Due to possible heavy rain tonight, the start of a temporary closure of two blocks of Cumberland Avenue between 17th and 19th streets for underground utility work has been postponed for a day.
Crews will begin installing an underground electrical line at 6 a.m. on Tuesday, Dec. 29. The work will conclude as originally scheduled by 5 p.m. on Tuesday, Jan. 5, 2016.
Vehicular through traffic will be detoured to Clinch Avenue between 17th and 19th streets, and local traffic and pedestrian access to businesses along Cumberland Avenue will be maintained.
“Cumberland Avenue remains open for business, and customers are encouraged to ring in the new year by patronizing their favorite Cumberland merchants,” said Anne Wallace, the City’s Deputy Director of Redevelopment. “With the Vols playing in the Outback Bowl on New Year’s Day, many Cumberland restaurants will be showing the game and offering special menu items and game-day festivities.”
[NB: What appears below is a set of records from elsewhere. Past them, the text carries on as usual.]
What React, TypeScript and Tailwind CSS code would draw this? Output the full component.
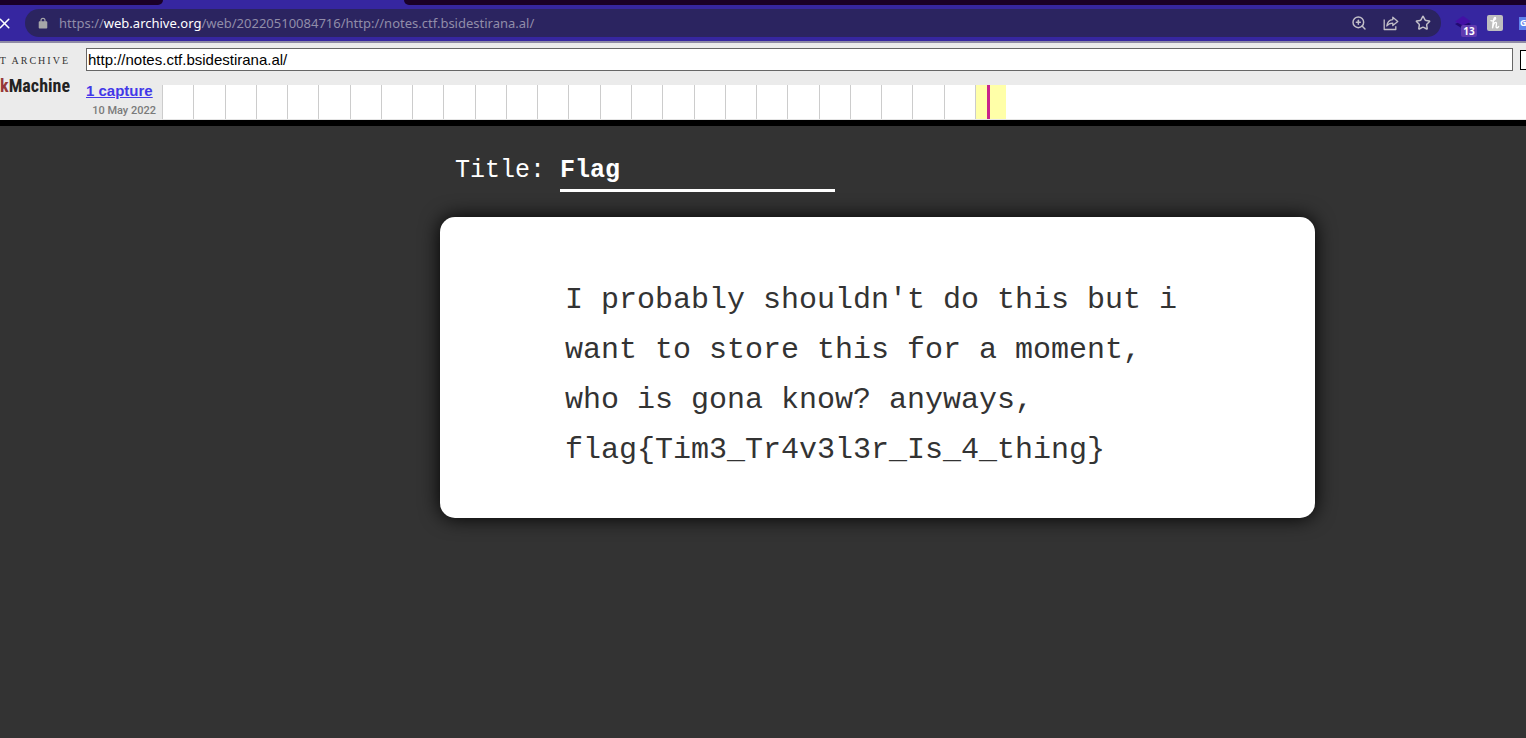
import { Star, X, ZoomIn } from "lucide-react";

const months = Array.from({ length: 26 }, (_, i) => i);

function ShareIcon() {
  return (
    <svg viewBox="0 0 16 16" className="size-4" fill="none" stroke="currentColor" strokeWidth="1.3" strokeLinejoin="round">
      <path d="M1.2 4.5v10h11.6v-3.2" />
      <path d="M9.8 2.2 14.8 6.4 9.8 10.6V8.2C7 8.2 5.2 9 3.8 11 4.2 7.2 6.2 4.9 9.8 4.6Z" />
    </svg>
  );
}

function BrowserBar() {
  return (
    <header className="bg-[#3626a0] font-['Noto_Sans','Open_Sans',sans-serif]">
      <div className="flex h-[5px]">
        <div className="w-[163px] rounded-br-[5px] bg-[#1a0028]" />
        <div className="w-[241px]" />
        <div className="flex-1 rounded-bl-[5px] bg-[#1a0028]" />
      </div>
      <div className="flex h-9 items-center overflow-hidden">
        <button aria-label="Stop loading" className="-ml-1 mr-3 text-white">
          <X className="size-[17px]" strokeWidth={2.2} />
        </button>
        <div className="flex h-7 min-w-0 flex-1 items-center rounded-full bg-[#2b2460] pl-3 pr-[10px] text-[#c2bfc8]">
          <svg viewBox="0 0 12 14" className="h-3 w-3 shrink-0 text-[#a6a6a8]" fill="currentColor" aria-hidden="true">
            <path d="M3 5V3.8a3 3 0 0 1 6 0V5h.7c.7 0 1.3.5 1.3 1.2v6c0 .7-.6 1.3-1.3 1.3H2.3C1.6 13.5 1 12.9 1 12.2v-6C1 5.5 1.6 5 2.3 5Zm1.4 0h3.2V3.8a1.6 1.6 0 0 0-3.2 0Z" />
          </svg>
          <div className="ml-[10px] flex-1 truncate pt-px text-[13px] text-[#918da9]">
            https://<span className="text-white">web.archive.org</span>
            /web/20220510084716/http://notes.ctf.bsidestirana.al/
          </div>
          <div className="flex gap-4">
            <button aria-label="Zoom"><ZoomIn className="size-4" strokeWidth={2.2} /></button>
            <button aria-label="Share"><ShareIcon /></button>
            <button aria-label="Bookmark"><Star className="size-4" strokeWidth={2.2} strokeLinejoin="miter" /></button>
          </div>
        </div>
        <div className="ml-[14px] flex w-[71px] shrink-0 items-center overflow-hidden">
          <button aria-label="Extension, 13 items" className="relative h-7 w-[22px] shrink-0">
            <svg viewBox="0 0 16 16" className="size-4" aria-hidden="true">
              <path d="M0 9 8 5l8 4-8 5Z" fill="#210a72" />
              <path d="M0 6.5 8 1l8 5.5-8 4Z" fill="#4310a5" />
            </svg>
            <span className="absolute bottom-0 left-[6px] flex h-3 w-4 items-center justify-center rounded-xs bg-[#603bb0] text-[10px] font-bold text-white">13</span>
          </button>
          <button aria-label="Honey" className="ml-[10px] flex size-4 shrink-0 items-center justify-center rounded-xs bg-[#bfbfbf]">
            <svg viewBox="0 0 16 16" className="size-4" fill="none" stroke="#fff" strokeWidth="1.4" strokeLinecap="round" strokeLinejoin="round">
              <path d="M4 5.6C6.5 6.6 9.4 4 8.4 2.6 7.2 1.6 6.2 5 5.6 12.8 6.300 9.4 7.6 7.200 9 7.400c1.500.4-.4 3.400.2 4.800.5 1 1.600.6 2.400-.6" />
            </svg>
          </button>
          <button aria-label="Translate" className="ml-4 flex h-[13px] w-4 shrink-0 items-center bg-[#5f82ec] pl-px text-[9px] font-bold text-white">G</button>
        </div>
      </div>
      <div className="h-[2px] bg-[#8f8ba5]" />
    </header>
  );
}

function ArchiveToolbar() {
  return (
    <section className="flex h-[83px] overflow-hidden border-b-[6px] border-black bg-[#ebebeb] font-['Liberation_Sans',Arial,sans-serif]">
      <a href="#wayback" aria-label="Internet Archive Wayback Machine" className="flex w-[70px] shrink-0 flex-col items-end overflow-hidden pt-3">
        <span className="whitespace-nowrap font-['Liberation_Serif',serif] text-[10px] leading-[12px] tracking-[2px] text-[#333]">T ARCHIVE</span>
        <span className="whitespace-nowrap font-['Roboto_Condensed','Roboto',sans-serif] text-[18px] font-bold leading-[38px] text-[#222]">
          <span className="text-[#963838]">k</span>Machine
        </span>
      </a>
      <div className="ml-4 flex min-w-0 flex-1 flex-col">
        <div className="flex items-center pt-[5px]">
          <input aria-label="Archived address" defaultValue="http://notes.ctf.bsidestirana.al/" className="h-[23px] min-w-0 flex-1 border border-[#666] bg-white px-px text-[15px] text-black" />
          <button aria-label="Go" className="ml-[7px] h-5 w-[6px] shrink-0 border border-r-0 border-black bg-white" />
        </div>
        <div className="mt-[14px] flex h-[35px]">
          <div className="w-[76px] shrink-0">
            <a href="#captures" className="-mt-[3px] block text-[15px] font-bold leading-[18px] text-[#4338e8] underline">1 capture</a>
            <div className="mr-[6px] mt-1 whitespace-nowrap text-right font-['Roboto',sans-serif] text-[11px] font-medium leading-[14px] text-[#7a7a7a]">10 May 2022</div>
          </div>
          <div className="flex flex-1 border-b border-[#e5e5e5] bg-white">
            <div className="grid w-[813px] shrink-0 grid-cols-26">
              {months.map((m) => (
                <div key={m} className="border-l border-[#ccc]" />
              ))}
            </div>
            <div className="w-[31px] shrink-0 border-l border-[#ccc] bg-[#ffffa8] pl-[11px]">
              <div className="h-full w-[3px] bg-[#c9248c]" />
            </div>
          </div>
        </div>
      </div>
    </section>
  );
}

export default function App() {
  return (
    <div className="flex min-h-screen flex-col bg-[#333]">
      <BrowserBar />
      <ArchiveToolbar />
      <main className="flex-1 pb-12 pl-[440px] pr-12 pt-[26px] font-['Liberation_Mono','Courier_New',monospace]">
        <div className="flex pl-[15px] text-[25px] text-white">
          <label htmlFor="title" className="w-[105px] leading-[38px]">Title:</label>
          <input id="title" defaultValue="Flag" className="h-10 w-[275px] border-b-[3px] border-white bg-transparent font-bold outline-none" />
        </div>
        <article className="mt-[25px] max-w-[875px] rounded-[15px] bg-white px-[125px] pb-[43px] pt-[58px] shadow-[0_0_20px_#000]">
          <p className="text-[30px] leading-[50px] text-[#333]">
            I probably shouldn't do this but i want to store this for a moment, who is gona know? anyways, flag&#123;Tim3_Tr4v3l3r_Is_4_thing&#125;
          </p>
        </article>
      </main>
    </div>
  );
}
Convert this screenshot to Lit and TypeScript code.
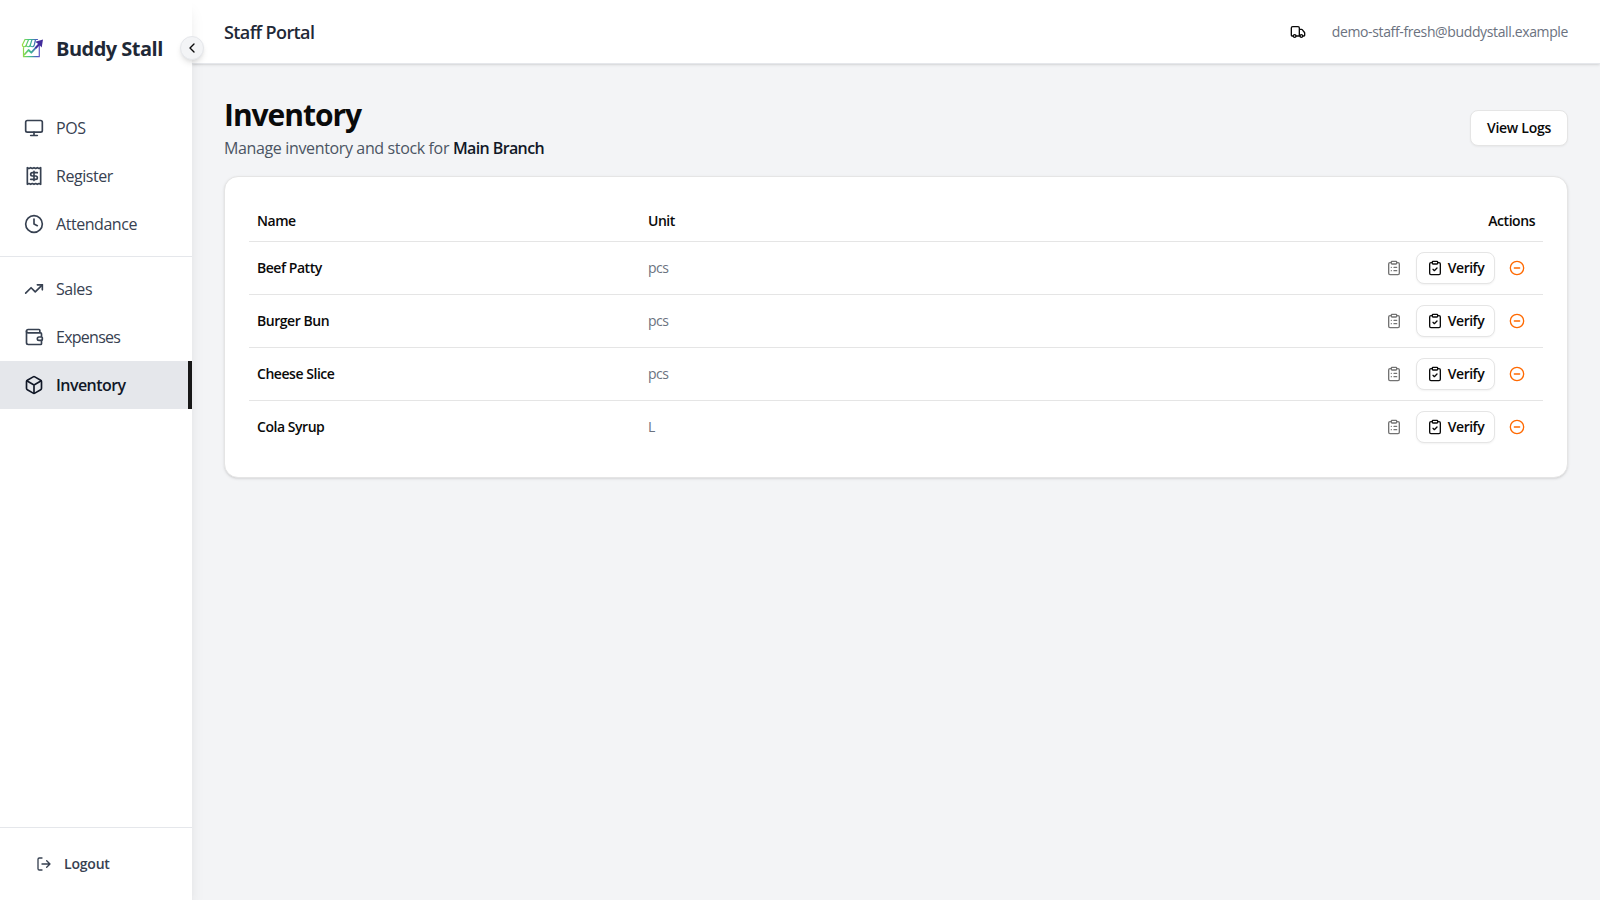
import { LitElement, html, css, svg } from "lit";
import { customElement } from "lit/decorators.js";

const icons: Record<string, unknown> = {
  monitor: svg`<rect width="20" height="14" x="2" y="3" rx="2"/><path d="M8 21h8M12 17v4"/>`,
  receipt: svg`<path d="M4 2v20l2-1 2 1 2-1 2 1 2-1 2 1 2-1 2 1V2l-2 1-2-1-2 1-2-1-2 1-2-1-2 1Z"/><path d="M16 8h-6a2 2 0 1 0 0 4h4a2 2 0 1 1 0 4H8M12 17.5v-11"/>`,
  clock: svg`<circle cx="12" cy="12" r="10"/><path d="M12 6v6l4 2"/>`,
  trend: svg`<path d="m22 7-8.5 8.5-5-5L2 17"/><path d="M16 7h6v6"/>`,
  wallet: svg`<path d="M19 7V4a1 1 0 0 0-1-1H5a2 2 0 0 0 0 4h15a1 1 0 0 1 1 1v4h-3a2 2 0 0 0 0 4h3a1 1 0 0 0 1-1v-2a1 1 0 0 0-1-1"/><path d="M3 5v14a2 2 0 0 0 2 2h15a1 1 0 0 0 1-1v-4"/>`,
  box: svg`<path d="M21 8a2 2 0 0 0-1-1.73l-7-4a2 2 0 0 0-2 0l-7 4A2 2 0 0 0 3 8v8a2 2 0 0 0 1 1.73l7 4a2 2 0 0 0 2 0l7-4A2 2 0 0 0 21 16Z"/><path d="m3.3 7 8.7 5 8.7-5M12 22V12"/>`,
  logout: svg`<path d="M9 21H5a2 2 0 0 1-2-2V5a2 2 0 0 1 2-2h4M16 17l5-5-5-5M21 12H9"/>`,
  chevron: svg`<path d="m15 18-6-6 6-6"/>`,
  truck: svg`<path d="M14 18V6a2 2 0 0 0-2-2H4a2 2 0 0 0-2 2v11a1 1 0 0 0 1 1h2M15 18H9M19 18h2a1 1 0 0 0 1-1v-3.65a1 1 0 0 0-.22-.624l-3.48-4.35A1 1 0 0 0 17.52 8H14"/><circle cx="17" cy="18" r="2"/><circle cx="7" cy="18" r="2"/>`,
  list: svg`<rect width="8" height="4" x="8" y="2" rx="1"/><path d="M16 4h2a2 2 0 0 1 2 2v14a2 2 0 0 1-2 2H6a2 2 0 0 1-2-2V6a2 2 0 0 1 2-2h2M12 11h4M12 16h4M8 11h.01M8 16h.01"/>`,
  check: svg`<rect width="8" height="4" x="8" y="2" rx="1"/><path d="M16 4h2a2 2 0 0 1 2 2v14a2 2 0 0 1-2 2H6a2 2 0 0 1-2-2V6a2 2 0 0 1 2-2h2M9 14l2 2 4-4"/>`,
  minus: svg`<circle cx="12" cy="12" r="10"/><path d="M8 12h8"/>`,
};

const icon = (name: string, size = 16) =>
  html`<svg class="icon" width=${size} height=${size} viewBox="0 0 24 24">${icons[name]}</svg>`;

const groups = [
  [
    { label: "POS", icon: "monitor", cls: "" },
    { label: "Register", icon: "receipt", cls: "" },
    { label: "Attendance", icon: "clock", cls: "" },
  ],
  [
    { label: "Sales", icon: "trend", cls: "" },
    { label: "Expenses", icon: "wallet", cls: "tight" },
    { label: "Inventory", icon: "box", cls: "active" },
  ],
];

const items = [
  { name: "Beef Patty", unit: "pcs" },
  { name: "Burger Bun", unit: "pcs" },
  { name: "Cheese Slice", unit: "pcs" },
  { name: "Cola Syrup", unit: "L" },
];

@customElement("app-root")
export class AppRoot extends LitElement {
  static styles = css`
    :host {
      display: flex;
      height: 100vh;
      overflow: hidden;
      background: #f3f4f6;
      color: #0a0a0a;
      font-family: "Segoe UI", "Open Sans", "Noto Sans", sans-serif;
      font-size: 14px;
      line-height: 20px;
    }
    * { box-sizing: border-box; }
    button { font: inherit; color: inherit; margin: 0; letter-spacing: inherit; white-space: nowrap; }
    .icon {
      display: block;
      flex: none;
      fill: none;
      stroke: currentColor;
      stroke-width: 2;
      stroke-linecap: round;
      stroke-linejoin: round;
    }
    .sidebar {
      position: relative;
      z-index: 1;
      flex: none;
      width: 192px;
      display: flex;
      flex-direction: column;
      background: #fff;
      box-shadow: 0 10px 15px -3px rgba(0,0,0,.1), 0 4px 6px -4px rgba(0,0,0,.1);
    }
    .brand {
      display: flex;
      align-items: center;
      gap: 12px;
      height: 96px;
      padding-left: 20px;
    }
    .brand-name {
      padding-top: 2px;
      font-size: 20px;
      line-height: 28px;
      font-weight: 700;
      color: #1f2937;
      letter-spacing: -0.52px;
      white-space: nowrap;
    }
    .toggle {
      position: absolute;
      top: 36px;
      right: -12px;
      width: 24px;
      height: 24px;
      display: grid;
      place-items: center;
      padding: 0;
      border: 1px solid #e5e7eb;
      border-radius: 50%;
      background: #f3f4f6;
      box-shadow: 0 4px 6px -1px rgba(0,0,0,.1), 0 2px 4px -2px rgba(0,0,0,.1);
    }
    .nav { flex: 1; padding-top: 8px; }
    .group + .group { margin-top: 8px; padding-top: 8px; border-top: 1px solid #e5e7eb; }
    .link {
      display: flex;
      align-items: center;
      gap: 12px;
      height: 48px;
      padding-left: 24px;
      font-size: 16px;
      line-height: 24px;
      color: #374151;
      letter-spacing: -0.45px;
    }
    .tight { letter-spacing: -0.74px; }
    .active {
      background: #e5e7eb;
      border-right: 4px solid #171717;
      color: #111827;
      font-weight: 600;
      letter-spacing: -0.55px;
    }
    .foot { border-top: 1px solid #e5e7eb; padding: 16px; }
    .logout {
      display: flex;
      align-items: center;
      gap: 12px;
      width: 100%;
      height: 40px;
      padding: 0 0 0 20px;
      border: 0;
      background: none;
      color: #374151;
      font-weight: 600;
      letter-spacing: -0.2px;
    }
    .main { flex: 1; min-width: 0; }
    .topbar {
      display: flex;
      align-items: center;
      justify-content: space-between;
      height: 64px;
      padding: 0 32px;
      background: #fff;
      border-bottom: 1px solid #e5e7eb;
      box-shadow: 0 1px 3px rgba(0,0,0,.1), 0 1px 2px -1px rgba(0,0,0,.1);
    }
    .portal { font-size: 18px; line-height: 28px; font-weight: 600; color: #1f2937; letter-spacing: -0.6px; }
    .user { display: flex; align-items: center; gap: 26px; }
    .email { color: #6b7280; letter-spacing: -0.37px; }
    .content { padding: 32px; }
    .head { display: flex; align-items: center; justify-content: space-between; height: 64px; margin-bottom: 16px; }
    .title { margin: 0; padding-top: 1px; height: 36px; font-size: 30px; line-height: 36px; font-weight: 700; letter-spacing: -1.05px; }
    .sub { margin: 4px 0 0; font-size: 16px; line-height: 24px; color: #4b5563; letter-spacing: -0.36px; }
    .branch { font-weight: 600; color: #111827; letter-spacing: -0.6px; }
    .btn {
      display: flex;
      align-items: center;
      justify-content: center;
      border: 1px solid #e5e5e5;
      background: #fff;
      box-shadow: 0 1px 2px rgba(0,0,0,.05);
      font-weight: 600;
      padding: 0;
    }
    .logs { width: 98px; height: 36px; border-radius: 8px; letter-spacing: -0.28px; }
    .card {
      padding: 24px;
      border: 1px solid #e5e5e5;
      border-radius: 14px;
      background: #fff;
      box-shadow: 0 1px 3px rgba(0,0,0,.1), 0 1px 2px -1px rgba(0,0,0,.1);
    }
    .row {
      display: grid;
      grid-template-columns: 391px 1fr auto;
      align-items: center;
      height: 53px;
      border-bottom: 1px solid #e5e5e5;
    }
    .row:last-child { height: 52px; border-bottom: 0; }
    .thead { height: 41px; }
    .cell { padding: 0 8px; font-weight: 600; letter-spacing: -0.46px; }
    .unit { color: #6b7280; font-weight: 400; }
    .actions { display: flex; align-items: center; gap: 4px; padding: 0 8px; letter-spacing: -0.5px; }
    .ghost { width: 36px; height: 32px; display: grid; place-items: center; padding: 0; border: 0; background: none; color: #737373; }
    .orange { color: #ff6900; }
    .verify { width: 79px; height: 32px; gap: 5px; border-radius: 8px; }
  `;

  private logo() {
    return html`<svg width="24" height="24" viewBox="0 0 24 24" fill="none" stroke-linecap="round" stroke-linejoin="round">
      <defs>
        <linearGradient id="g" x1="2" y1="0" x2="22" y2="0" gradientUnits="userSpaceOnUse">
          <stop offset="0" stop-color="#9ee03c"/><stop offset=".4" stop-color="#3cc08c"/>
          <stop offset=".72" stop-color="#4a5fc0"/><stop offset="1" stop-color="#7a55c8"/>
        </linearGradient>
      </defs>
      <g stroke="url(#g)" stroke-width="1.2">
        <path d="M5 3.5h12.5M5 3.5 2.3 9c0 2.3 3.5 2.3 4 0 .3 2.3 3.5 2.3 4 0 .3 2.3 3.4 2.3 4 0M8.6 3.5 6.3 9M12 3.5 10.3 9M15.5 3.5 14.3 9"/>
        <path d="M3.5 11.5v9.2h15.8V9"/>
      </g>
      <path d="m4.5 18.5 4-4.5 2.8 2.7 8-8.8" stroke="url(#g)" stroke-width="1.8"/>
      <path d="m15.3 5.7 7.7-2.2-1.3 7.9-2-2.1-3.5 3.5-1.3-1.4 3.3-3.5Z" fill="#432c9c"/>
    </svg>`;
  }

  render() {
    return html`
      <aside class="sidebar">
        <div class="brand">${this.logo()}<span class="brand-name">Buddy Stall</span></div>
        <button class="toggle" aria-label="Collapse sidebar">${icon("chevron")}</button>
        <nav class="nav">
          ${groups.map((g) => html`<div class="group">
            ${g.map((l) => html`<a class="link ${l.cls}">${icon(l.icon, 20)}<span>${l.label}</span></a>`)}
          </div>`)}
        </nav>
        <div class="foot"><button class="logout">${icon("logout")}<span>Logout</span></button></div>
      </aside>
      <div class="main">
        <header class="topbar">
          <span class="portal">Staff Portal</span>
          <div class="user">${icon("truck")}<span class="email">demo-staff-fresh@buddystall.example</span></div>
        </header>
        <main class="content">
          <div class="head">
            <div>
              <h1 class="title">Inventory</h1>
              <p class="sub">Manage inventory and stock for <span class="branch">Main Branch</span></p>
            </div>
            <button class="btn logs">View Logs</button>
          </div>
          <section class="card">
            <div class="row thead">
              <span class="cell">Name</span><span class="cell">Unit</span><span class="cell">Actions</span>
            </div>
            ${items.map((i) => html`<div class="row">
              <span class="cell">${i.name}</span>
              <span class="cell unit">${i.unit}</span>
              <div class="actions">
                <button class="ghost" aria-label="Logs">${icon("list")}</button>
                <button class="btn verify">${icon("check")}<span>Verify</span></button>
                <button class="ghost orange" aria-label="Deduct">${icon("minus")}</button>
              </div>
            </div>`)}
          </section>
        </main>
      </div>
    `;
  }
}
The underground electrical line will carry power from a Knoxville Utilities Board substation at Dale Avenue to the Cumberland Avenue area and beyond. Burying the line will allow for the removal of overhead power lines along Cumberland Avenue, part of the City’s overall $17 million reconstruction of the corridor.
Phase I work on the western end of Cumberland, between the Alcoa Highway ramps and 22nd Street, is coming to an end – on time and on budget. Improving traffic flow was a key objective of the Phase I work. Synchronized traffic flow at Metron Center Way and a dedicated turn lane onto northbound Alcoa Highway have lessened decades-long issues with congestion.
Phase II work is underway in the section of Cumberland Avenue between 22nd and 17th streets. Scheduled to be completed in August 2017, the reconstruction will change the existing four-lane street on the eastern end of the corridor to a three-lane cross section with a raised median and left-turn lanes at intersections between 22nd Street and 17th Street.
In both the Phase I and Phase II work, Cumberland Avenue sidewalks are being widened, and utility infrastructure relocated and upgraded, to create a more attractive, safer, pedestrian-friendly corridor.